Theoretical matters aside, the ultimate intent of this project is to be useful in practice. Measurement is not, after all, an end in itself, but rather a sine qua non of rigorous scientific activity. When completed, our formalism would not replace other statistical investigations, but it would ideally provide a basis for reporting results of statistical analyses on a unified scale for purposes of meaningful comparison across the range of the measurement scale and across disparate applications. Considerable hard work remains to be done, however, before this framework can be usefully applied to real data analyses. To begin with, we have considered only a simple, discrete distribution. (Discrete distributions may play a special role in evidential systems, just as they do in physical systems). We will need to establish the validity of corresponding treatments of more complex statistical models involving nuisance parameters, approximating likelihoods, and disparate data structures, along with two-sided LR contrasts, before the framework can be deployed in target areas such as biomedical research. Finally, as a practical matter, we will need ways to indicate whether a given value of E is to the left, directly at, or to the right of TrP(E). This information is readily recovered from the underlying calculations, but forms a kind of meta-data that would need to be associated with the value of E in applications. Again, this might be equivalent to wanting to know whether a substance is in its liquid or gaseous state, which depends not just on temperature, but also on the volume and pressure of the system.

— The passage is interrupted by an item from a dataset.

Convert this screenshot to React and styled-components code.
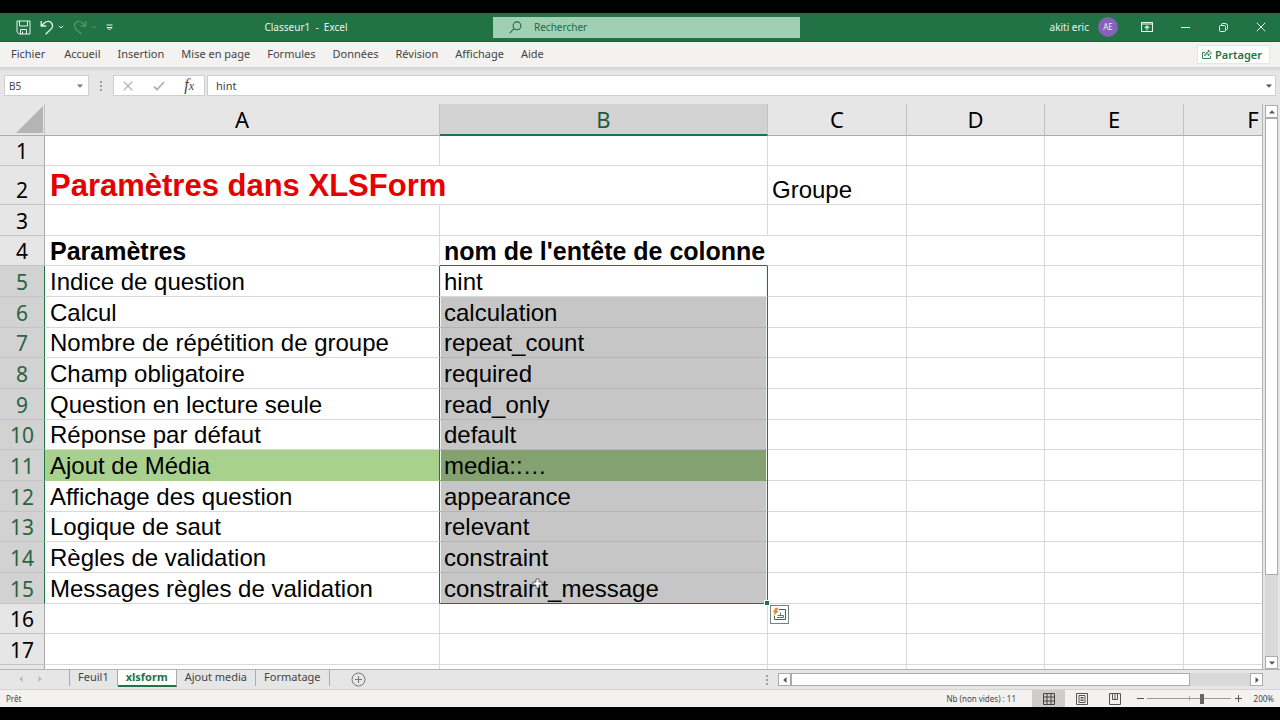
import React, {useState} from 'react';
import styled, {createGlobalStyle, css} from 'styled-components';

const GlobalStyle = createGlobalStyle`
  * {
    box-sizing: border-box;
  }
  body {
    margin: 0;
    background: #000;
    font-family: "Noto Sans", "Open Sans", sans-serif;
    font-size: 11px;
    color: #444;
  }
  button, input {
    font: inherit;
    color: inherit;
    margin: 0;
    padding: 0;
    border: 0;
    background: none;
    outline: none;
  }
  svg {
    display: block;
  }
`;

const Window = styled.div`
  display: flex;
  flex-direction: column;
  height: 100vh;
  padding: 13px 0;
  background: #000;
`;

/* title bar */

const TitleBar = styled.header`
  display: grid;
  grid-template-columns: 493fr 307fr 480fr;
  align-items: center;
  height: 29px;
  flex: none;
  background: #217346;
  border-bottom: 1px solid #1b5e39;
  color: #e8f5ec;
`;

const TitleLeft = styled.div`
  display: flex;
  align-items: center;
  padding-left: 16px;
`;

const QuickAccess = styled.div`
  display: flex;
  align-items: center;
  gap: 9px;
`;

const QuickButton = styled.button`
  display: flex;
  align-items: center;
  gap: 4px;
  opacity: ${({$faded}) => $faded ? 0.25 : 1};
`;

const DocTitle = styled.div`
  flex: 1;
  text-align: center;
  white-space: pre;
  font-size: 10px;
  padding-left: 6px;
`;

const SearchBox = styled.label`
  display: flex;
  align-items: center;
  height: 21px;
  padding-left: 16px;
  gap: 12px;
  background: #a0d0b3;
  color: #1e6b40;

  input {
    flex: 1;
    min-width: 0;
    font-size: 10px;
  }
  input::placeholder {
    color: #1e6b40;
    opacity: 1;
  }
`;

const TitleRight = styled.div`
  display: flex;
  align-items: center;
  justify-content: flex-end;
`;

const UserName = styled.span`
  font-size: 10px;
`;

const Avatar = styled.span`
  width: 20px;
  height: 20px;
  margin: 0 10px 0 9px;
  border-radius: 50%;
  background: #8661b8;
  font-size: 8px;
  line-height: 20px;
  text-align: center;
`;

const WindowButton = styled.button`
  display: flex;
  justify-content: center;
  width: 38px;
`;

/* ribbon */

const Ribbon = styled.nav`
  display: flex;
  align-items: center;
  height: 25px;
  flex: none;
  padding: 0 10px 1px 3px;
  background: #f3f2f0;
`;

const RibbonTab = styled.button`
  padding: 0 9px 1px 8px;
  line-height: 20px;

  &:first-child {
    margin-right: 2px;
  }
`;

const ShareButton = styled.button`
  display: flex;
  align-items: center;
  gap: 3px;
  height: 19px;
  margin-left: auto;
  padding: 0 7px 0 4px;
  background: #fff;
  border: 1px solid #e8e6e4;
  color: #217346;
  font-weight: 600;
`;

/* formula bar */

const FormulaRow = styled.div`
  display: flex;
  align-items: center;
  height: 37px;
  flex: none;
  padding: 0 4px;
  background: linear-gradient(#d2d2d2, #e6e6e6 5px);
`;

const WhiteBox = styled.div`
  display: flex;
  align-items: center;
  height: 21px;
  background: #fff;
  border: 1px solid #cfcfcf;
`;

const NameBox = styled(WhiteBox)`
  width: 85px;
  padding: 0 4px;
  font-size: 10px;

  input {
    flex: 1;
    min-width: 0;
  }
`;

const Dots = styled.span`
  width: 2px;
  height: 10px;
  background: repeating-linear-gradient(#a0a0a0 0 2px, transparent 2px 4px);
`;

const FormulaDots = styled(Dots)`
  margin: 0 11px;
`;

const FormulaButtons = styled(WhiteBox)`
  width: 92px;
  justify-content: space-between;
  padding: 0 10px 0 9px;
  margin-right: 2px;
`;

const FxButton = styled.button`
  font: italic 16px "Liberation Serif", serif;
  line-height: 18px;

  sub {
    font-size: 12px;
    vertical-align: baseline;
  }
`;

const FormulaInput = styled(WhiteBox)`
  flex: 1;
  padding: 0 2px 0 8px;

  input {
    flex: 1;
    min-width: 0;
    font-size: 11px;
  }
`;

/* sheet */

const SheetArea = styled.main`
  display: flex;
  flex: 1;
  min-height: 0;
  background: #e6e6e6;
  border-bottom: 1px solid #b4b4b4;
`;

const GridView = styled.div`
  flex: 1;
  min-width: 0;
  overflow: hidden;
  background: #fff;
  border-right: 1px solid #b4b4b4;
`;

const Grid = styled.table`
  table-layout: fixed;
  width: 1323px;
  border-collapse: separate;
  border-spacing: 0;
`;

const ColHead = styled.th`
  height: 32px;
  padding: 0;
  background: ${({$active}) => $active ? '#d2d2d2' : '#e6e6e6'};
  border-right: 1px solid #c2c2c2;
  border-bottom: ${({$active}) => $active ? '2px solid #217346' : '1px solid #ababab'};
  color: ${({$active}) => $active ? '#1f5c3c' : '#000'};
  font-size: 22px;
  font-weight: 400;
  line-height: 29px;
`;

const Corner = styled(ColHead)`
  padding: 0 0 0 16px;
`;

const RowHead = styled.th`
  height: ${({$height}) => $height}px;
  padding: 0;
  vertical-align: bottom;
  background: ${({$active}) => $active ? '#d2d2d2' : '#e6e6e6'};
  border-right: 1px solid ${({$active}) => $active ? '#217346' : '#ababab'};
  border-bottom: 1px solid #c4c4c4;
  color: ${({$active}) => $active ? '#2b6346' : '#000'};
  font-size: 21px;
  font-weight: 400;
  line-height: 27px;
`;

const titleCell = css`
  font-size: 31px;
  font-weight: 700;
  line-height: 36px;
  color: #e60000;
`;

const Cell = styled.td`
  padding: 0 4px;
  vertical-align: bottom;
  white-space: nowrap;
  font-family: "Liberation Sans", Arial, sans-serif;
  font-size: 24px;
  line-height: 28px;
  color: #000;
  background: ${({$fill}) => $fill || '#fff'};
  border-right: 1px solid #d9d9d9;
  border-bottom: 1px solid ${({$fill}) => $fill || '#d9d9d9'};
  ${({$bold}) => $bold && css`
    font-size: 25px;
    font-weight: 700;
  `}
  ${({$title}) => $title && titleCell}
  ${({$spill}) => $spill && 'border-right-color: transparent;'}
  ${({$rangeEdge}) => $rangeEdge && 'border-right-color: #217346;'}

  &:nth-child(2) {
    padding-left: 5px;
  }
`;

// cells of the selected range, the first one keeps its own colour
const RangeCell = styled(Cell)`
  position: relative;
  z-index: ${({$last}) => $last ? 1 : 0};
  border-right-color: #217346;
  box-shadow: inset 1px 0 #eef5f0, inset -1px 0 #eef5f0;
  ${({$first, $fill}) => !$first && css`
    background: ${$fill ? '#84a26f' : '#c6c6c6'};
    border-bottom-color: ${$fill ? '#84a26f' : '#b5b5b5'};
  `}
  ${({$last}) => $last && 'border-bottom-color: #217346;'}
`;

const AboveRangeCell = styled(Cell)`
  border-bottom-color: #217346;
`;

const FillHandle = styled.span`
  position: absolute;
  right: -2px;
  bottom: -2px;
  width: 4px;
  height: 4px;
  background: #217346;
  outline: 1px solid #fff;
`;

const QuickAnalysis = styled.button`
  position: absolute;
  top: calc(100% + 2px);
  left: calc(100% + 3px);
  display: flex;
  align-items: center;
  justify-content: center;
  width: 19px;
  height: 19px;
  background: #fff;
  border: 1px solid #6f8580;
`;

const Pointer = styled.svg`
  position: absolute;
  left: 92px;
  top: 5px;
`;

/* scroll bars */

const VScroll = styled.div`
  display: flex;
  flex-direction: column;
  flex: none;
  width: 13px;
  margin: 1px 2px 0 2px;
  background: #d9d9d9;
`;

const ScrollButton = styled.button`
  display: flex;
  align-items: center;
  justify-content: center;
  flex: none;
  width: 13px;
  height: 13px;
  background: #fff;
  border: 1px solid #ababab;
`;

const ScrollTrack = styled.div`
  display: flex;
  flex-direction: ${({$vertical}) => $vertical ? 'column' : 'row'};
  flex: 1;
`;

const ScrollThumb = styled.div`
  flex: 0 0 ${({$size}) => $size}%;
  background: #fff;
  border: 1px solid #ababab;
`;

/* sheet tabs */

const TabRow = styled.div`
  display: flex;
  height: 20px;
  flex: none;
  background: #e6e6e6;
  border-bottom: 1px solid #d4d4d4;
`;

const TabArea = styled.div`
  display: flex;
  flex: 1;
  align-items: flex-start;
`;

const TabNav = styled.div`
  display: flex;
  align-items: center;
  justify-content: center;
  gap: 11px;
  width: 69px;
  height: 18px;
  padding-right: 9px;
`;

const SheetTab = styled.button`
  height: 16px;
  padding: 0 8px 2px;
  line-height: 14px;
  border-right: 1px solid #ababab;

  &:first-of-type {
    border-left: 1px solid #ababab;
  }
  ${({$active}) => $active && css`
    height: 17px;
    background: #fff;
    border-bottom: 2px solid #217346;
    color: #217346;
    font-weight: 700;
  `}
`;

const AddSheet = styled.button`
  margin: 2px auto 0 21px;
`;

const TabDots = styled(Dots)`
  margin-top: 5px;
`;

const HScroll = styled.div`
  display: flex;
  flex: 0 0 40%;
  height: 13px;
  margin-top: 3px;
  padding: 0 17px 0 10px;

  ${ScrollTrack} {
    background: #d9d9d9;
  }
`;

/* status bar */

const StatusBar = styled.footer`
  display: flex;
  align-items: center;
  height: 17px;
  flex: none;
  padding: 0 6px;
  background: #f3f2f0;
  font-size: 8px;
`;

const Count = styled.span`
  margin: 0 16px 0 auto;
`;

const ViewButton = styled.button`
  display: flex;
  align-items: center;
  justify-content: center;
  width: 33px;
  height: 17px;
  background: ${({$active}) => $active ? '#cfcdcb' : 'transparent'};
`;

const ZoomGroup = styled.div`
  display: flex;
  align-items: center;
  margin-left: 5px;
`;

const ZoomButton = styled.button`
  display: flex;
  align-items: center;
  justify-content: center;
  width: 8px;
  height: 17px;
`;

const ZoomRange = styled.input`
  appearance: none;
  width: 84px;
  height: 11px;
  margin: 0 3px;
  background:
    linear-gradient(#9a9a9a, #9a9a9a) center / 100% 1px no-repeat,
    linear-gradient(#b0b0b0, #b0b0b0) center / 1px 5px no-repeat;

  &::-webkit-slider-thumb {
    appearance: none;
    width: 4px;
    height: 10px;
    background: #666;
  }
`;

const ZoomValue = styled.span`
  width: 32px;
  text-align: right;
`;

const menus = ['Fichier', 'Accueil', 'Insertion', 'Mise en page', 'Formules', 'Données', 'Révision', 'Affichage', 'Aide'];

const columns = [
  {name: 'A', width: 395},
  {name: 'B', width: 328},
  {name: 'C', width: 139},
  {name: 'D', width: 138},
  {name: 'E', width: 139},
  {name: 'F', width: 139},
];

const rows = [
  {height: 30},
  {height: 39, a: 'Paramètres dans XLSForm', c: 'Groupe', title: true},
  {height: 31},
  {height: 30, a: 'Paramètres', b: "nom de l'entête de colonne", bold: true},
  {height: 31, a: 'Indice de question', b: 'hint'},
  {height: 31, a: 'Calcul', b: 'calculation'},
  {height: 30, a: 'Nombre de répétition de groupe', b: 'repeat_count'},
  {height: 31, a: 'Champ obligatoire', b: 'required'},
  {height: 31, a: 'Question en lecture seule', b: 'read_only'},
  {height: 30, a: 'Réponse par défaut', b: 'default'},
  {height: 31, a: 'Ajout de Média', b: 'media::…', fill: '#a9d18e'},
  {height: 31, a: 'Affichage des question', b: 'appearance'},
  {height: 30, a: 'Logique de saut', b: 'relevant'},
  {height: 31, a: 'Règles de validation', b: 'constraint'},
  {height: 31, a: 'Messages règles de validation', b: 'constraint_message'},
  {height: 30},
  {height: 31},
];

const sheets = ['Feuil1', 'xlsform', 'Ajout media', 'Formatage'];

const FIRST = 5;
const LAST = 15;

const Chevron = () => (
  <svg width="6" height="4" viewBox="0 0 6 4" fill="none" stroke="currentColor">
    <path d="M.8.8 3 3 5.2.8"/>
  </svg>
);

const arrows = {
  up: 'M1 5.5 4 2.2l3 3.3z',
  down: 'M1 2.5 4 5.8l3-3.3z',
  left: 'M5.5 1 2.2 4l3.3 3z',
  right: 'M2.5 1 5.8 4 2.5 7z',
};

const Arrow = ({dir, color = '#555'}) => (
  <svg width="8" height="8" viewBox="0 0 8 8" fill={color}>
    <path d={arrows[dir]}/>
  </svg>
);

const SaveIcon = () => (
  <svg width="15" height="15" viewBox="0 0 15 15" fill="none" stroke="currentColor">
    <path d="M1 1h13v13H3L1 12zM3.5 1v5h8V1M4.5 14V9.5h6V14M6.5 14v-2.5"/>
  </svg>
);

const UndoIcon = ({flip}) => (
  <svg width="14" height="15" viewBox="0 0 14 15" fill="none" stroke="currentColor" strokeWidth="1.3">
    <path
      transform={flip ? 'translate(14 0) scale(-1 1)' : undefined}
      d="M1.2 1v5h5M1.4 5.8 4.6 2.8C7 .8 10 1 11.5 3c1.5 2 1.2 4.3-.4 6L5.6 14.2"
    />
  </svg>
);

const CustomizeIcon = () => (
  <svg width="7" height="7" viewBox="0 0 7 7" fill="none" stroke="currentColor">
    <path d="M.5 1h6M1 3.5h5L3.500 6z"/>
  </svg>
);

const SearchIcon = () => (
  <svg width="13" height="13" viewBox="0 0 13 13" fill="none" stroke="currentColor" strokeWidth="1.1">
    <circle cx="8" cy="4.8" r="3.9"/>
    <path d="M5.2 7.6.7 12.2"/>
  </svg>
);

const RibbonIcon = () => (
  <svg width="12" height="10" viewBox="0 0 12 10" fill="none" stroke="currentColor">
    <path d="M.5.5h11v9H.5zM.5 2h11M6 8.500v-4.500M3.800 6 6 3.900 8.200 6" strokeWidth="1.1"/>
  </svg>
);

const MinimizeIcon = () => (
  <svg width="9" height="9" viewBox="0 0 9 9" stroke="currentColor">
    <path d="M0 4.500h9"/>
  </svg>
);

const RestoreIcon = () => (
  <svg width="9" height="9" viewBox="0 0 9 9" fill="none" stroke="currentColor">
    <rect x=".5" y="2.5" width="6" height="6" rx="1"/>
    <path d="M2.500 2.200V1.500a1 1 0 0 1 1-1h3a2 2 0 0 1 2 2v3a1 1 0 0 1-1 1h-.7"/>
  </svg>
);

const CloseIcon = () => (
  <svg width="10" height="10" viewBox="0 0 10 10" stroke="currentColor">
    <path d="M.7.7l8.600 8.600M9.300.7.7 9.300"/>
  </svg>
);

const ShareIcon = () => (
  <svg width="10" height="10" viewBox="0 0 10 10" fill="none" stroke="currentColor" strokeWidth=".9">
    <path d="M3 3.500H.5v6h8V7"/>
    <path d="M2.700 6.800C3 4.500 4.300 3.300 6.300 3.200V1L9.500 4 6.300 6.800V4.800C4.700 4.800 3.600 5.500 2.700 6.800z"/>
  </svg>
);

const CancelIcon = () => (
  <svg width="10" height="10" viewBox="0 0 10 10" stroke="#b4b4b4" strokeWidth="1.3">
    <path d="M.8.8l8.400 8.400M9.200.8.8 9.200"/>
  </svg>
);

const CheckIcon = () => (
  <svg width="12" height="10" viewBox="0 0 12 10" fill="none" stroke="#b4b4b4" strokeWidth="1.8">
    <path d="M1 5.500 4 8.600 11 1"/>
  </svg>
);

const AnalysisIcon = () => (
  <svg width="15" height="15" viewBox="0 0 15 15" fill="none">
    <path d="M7 2.500h6.500v10h-11V9" stroke="#4f5f5c"/>
    <path d="M5 10.500h6.500V8.500h-6M8.500 8V5.500" stroke="#5f7a74"/>
    <path d="M3.500.8h3L4.800 4h2L1.500 9l1.300-3.600H.8z" fill="#e48a35"/>
  </svg>
);

const AddIcon = () => (
  <svg width="15" height="15" viewBox="0 0 15 15" fill="none" stroke="#777">
    <circle cx="7.5" cy="7.5" r="6.5"/>
    <path d="M4 7.500h7M7.500 4v7"/>
  </svg>
);

const NormalIcon = () => (
  <svg width="12" height="12" viewBox="0 0 12 12" fill="none" stroke="#444">
    <path d="M.5.5h11v11H.5zM4 .5v11M8 .5v11M.5 4h11M.5 8h11"/>
  </svg>
);

const LayoutIcon = () => (
  <svg width="12" height="12" viewBox="0 0 12 12" fill="none" stroke="#555">
    <path d="M.5.5h11v11H.5zM3 2.500h6v7H3zM4.500 4.500h3M4.500 6h3M4.500 7.500h3"/>
  </svg>
);

const BreakIcon = () => (
  <svg width="12" height="12" viewBox="0 0 12 12" fill="none" stroke="#555">
    <path d="M.5.500h11v11H.5zM3.500.500v6h5v-6M6 .5v6"/>
  </svg>
);

const TitleSection = () => (
  <TitleBar>
    <TitleLeft>
      <QuickAccess>
        <QuickButton aria-label="Enregistrer"><SaveIcon/></QuickButton>
        <QuickButton aria-label="Annuler"><UndoIcon/><Chevron/></QuickButton>
        <QuickButton aria-label="Rétablir" $faded><UndoIcon flip/><Chevron/></QuickButton>
        <QuickButton aria-label="Personnaliser"><CustomizeIcon/></QuickButton>
      </QuickAccess>
      <DocTitle>{'Classeur1  -  Excel'}</DocTitle>
    </TitleLeft>
    <SearchBox>
      <SearchIcon/>
      <input type="text" placeholder="Rechercher" aria-label="Rechercher"/>
    </SearchBox>
    <TitleRight>
      <UserName>akiti eric</UserName>
      <Avatar>AE</Avatar>
      <WindowButton aria-label="Ruban"><RibbonIcon/></WindowButton>
      <WindowButton aria-label="Réduire"><MinimizeIcon/></WindowButton>
      <WindowButton aria-label="Restaurer"><RestoreIcon/></WindowButton>
      <WindowButton aria-label="Fermer"><CloseIcon/></WindowButton>
    </TitleRight>
  </TitleBar>
);

const FormulaBar = () => (
  <FormulaRow>
    <NameBox>
      <input type="text" defaultValue="B5" aria-label="Zone Nom"/>
      <button aria-label="Noms"><Arrow dir="down" color="#777"/></button>
    </NameBox>
    <FormulaDots/>
    <FormulaButtons>
      <button aria-label="Annuler la saisie"><CancelIcon/></button>
      <button aria-label="Valider"><CheckIcon/></button>
      <FxButton>f<sub>x</sub></FxButton>
    </FormulaButtons>
    <FormulaInput>
      <input type="text" defaultValue="hint" aria-label="Barre de formule"/>
      <button aria-label="Développer"><Arrow dir="down"/></button>
    </FormulaInput>
  </FormulaRow>
);

const CellB = ({row, number}) => {
  if (number === FIRST - 1) {
    return <AboveRangeCell $bold $spill>{row.b}</AboveRangeCell>;
  }
  if (number < FIRST || number > LAST) {
    return <Cell>{row.b}</Cell>;
  }
  const last = number === LAST;

  return (
    <RangeCell $fill={row.fill} $first={number === FIRST} $last={last}>
      {row.b}
      {last && (
        <>
          <Pointer width="11" height="11" viewBox="0 0 11 11">
            <path d="M4 1h3v3h3v3H7v3H4V7H1V4h3z" fill="#fff" stroke="#333" strokeWidth=".7"/>
          </Pointer>
          <FillHandle/>
          <QuickAnalysis aria-label="Analyse rapide"><AnalysisIcon/></QuickAnalysis>
        </>
      )}
    </RangeCell>
  );
};

const Row = ({row, number}) => {
  const inRange = number >= FIRST && number <= LAST;

  return (
    <tr>
      <RowHead scope="row" $height={row.height} $active={inRange}>{number}</RowHead>
      <Cell $fill={row.fill} $bold={row.bold} $title={row.title} $spill={row.title} $rangeEdge={inRange}>
        {row.a}
      </Cell>
      <CellB row={row} number={number}/>
      <Cell>{row.c}</Cell>
      <Cell/>
      <Cell/>
      <Cell/>
    </tr>
  );
};

const Sheet = () => (
  <SheetArea>
    <GridView>
      <Grid>
        <colgroup>
          <col width="45"/>
          {columns.map(({name, width}) => <col key={name} width={width}/>)}
        </colgroup>
        <thead>
          <tr>
            <Corner as="td">
              <svg width="27" height="27" viewBox="0 0 27 27"><path d="M27 0v27H0z" fill="#b4b4b4"/></svg>
            </Corner>
            {columns.map(({name}) => (
              <ColHead key={name} scope="col" $active={name === 'B'}>{name}</ColHead>
            ))}
          </tr>
        </thead>
        <tbody>
          {rows.map((row, i) => <Row key={i} row={row} number={i + 1}/>)}
          <tr>
            <RowHead as="td" $height={31}/>
            {columns.map(({name}) => <Cell key={name}/>)}
          </tr>
        </tbody>
      </Grid>
    </GridView>
    <VScroll>
      <ScrollButton aria-label="Haut"><Arrow dir="up"/></ScrollButton>
      <ScrollTrack $vertical><ScrollThumb $size={85}/></ScrollTrack>
      <ScrollButton aria-label="Bas"><Arrow dir="down"/></ScrollButton>
    </VScroll>
  </SheetArea>
);

const SheetTabs = () => {
  const [active, setActive] = useState('xlsform');

  return (
    <TabRow>
      <TabArea>
        <TabNav>
          <Arrow dir="left" color="#b8b8b8"/>
          <Arrow dir="right" color="#b8b8b8"/>
        </TabNav>
        {sheets.map((name) => (
          <SheetTab key={name} $active={name === active} onClick={() => setActive(name)}>{name}</SheetTab>
        ))}
        <AddSheet aria-label="Nouvelle feuille"><AddIcon/></AddSheet>
        <TabDots/>
      </TabArea>
      <HScroll>
        <ScrollButton aria-label="Gauche"><Arrow dir="left"/></ScrollButton>
        <ScrollTrack><ScrollThumb $size={87}/></ScrollTrack>
        <ScrollButton aria-label="Droite"><Arrow dir="right"/></ScrollButton>
      </HScroll>
    </TabRow>
  );
};

const Status = () => (
  <StatusBar>
    <span>Prêt</span>
    <Count>Nb (non vides) : 11</Count>
    <ViewButton aria-label="Normal" $active><NormalIcon/></ViewButton>
    <ViewButton aria-label="Mise en page"><LayoutIcon/></ViewButton>
    <ViewButton aria-label="Sauts de page"><BreakIcon/></ViewButton>
    <ZoomGroup>
      <ZoomButton aria-label="Zoom arrière">
        <svg width="7" height="7" viewBox="0 0 7 7" stroke="#555"><path d="M0 3.500h7"/></svg>
      </ZoomButton>
      <ZoomRange type="range" min="0" max="100" defaultValue="66" aria-label="Zoom"/>
      <ZoomButton aria-label="Zoom avant">
        <svg width="7" height="7" viewBox="0 0 7 7" stroke="#555"><path d="M0 3.500h7M3.500 0v7"/></svg>
      </ZoomButton>
      <ZoomValue>200%</ZoomValue>
    </ZoomGroup>
  </StatusBar>
);

export default function App() {
  return (
    <>
      <GlobalStyle/>
      <Window>
        <TitleSection/>
        <Ribbon>
          {menus.map((name) => <RibbonTab key={name}>{name}</RibbonTab>)}
          <ShareButton><ShareIcon/>Partager</ShareButton>
        </Ribbon>
        <FormulaBar/>
        <Sheet/>
        <SheetTabs/>
        <Status/>
      </Window>
    </>
  );
}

The practical challenges to deploying the new framework are substantial, but no more so than the challenges physicists faced in making practical use of the Kelvin thermal scale itself (Chang 2004). Just as we have exploited the well-established foundations of thermodynamics to develop the new evidential model, we believe that we can look to the experiences of experimental physics to facilitate translation of the theory into practice. Here too we may enjoy the benefits of standing on the shoulders of giants.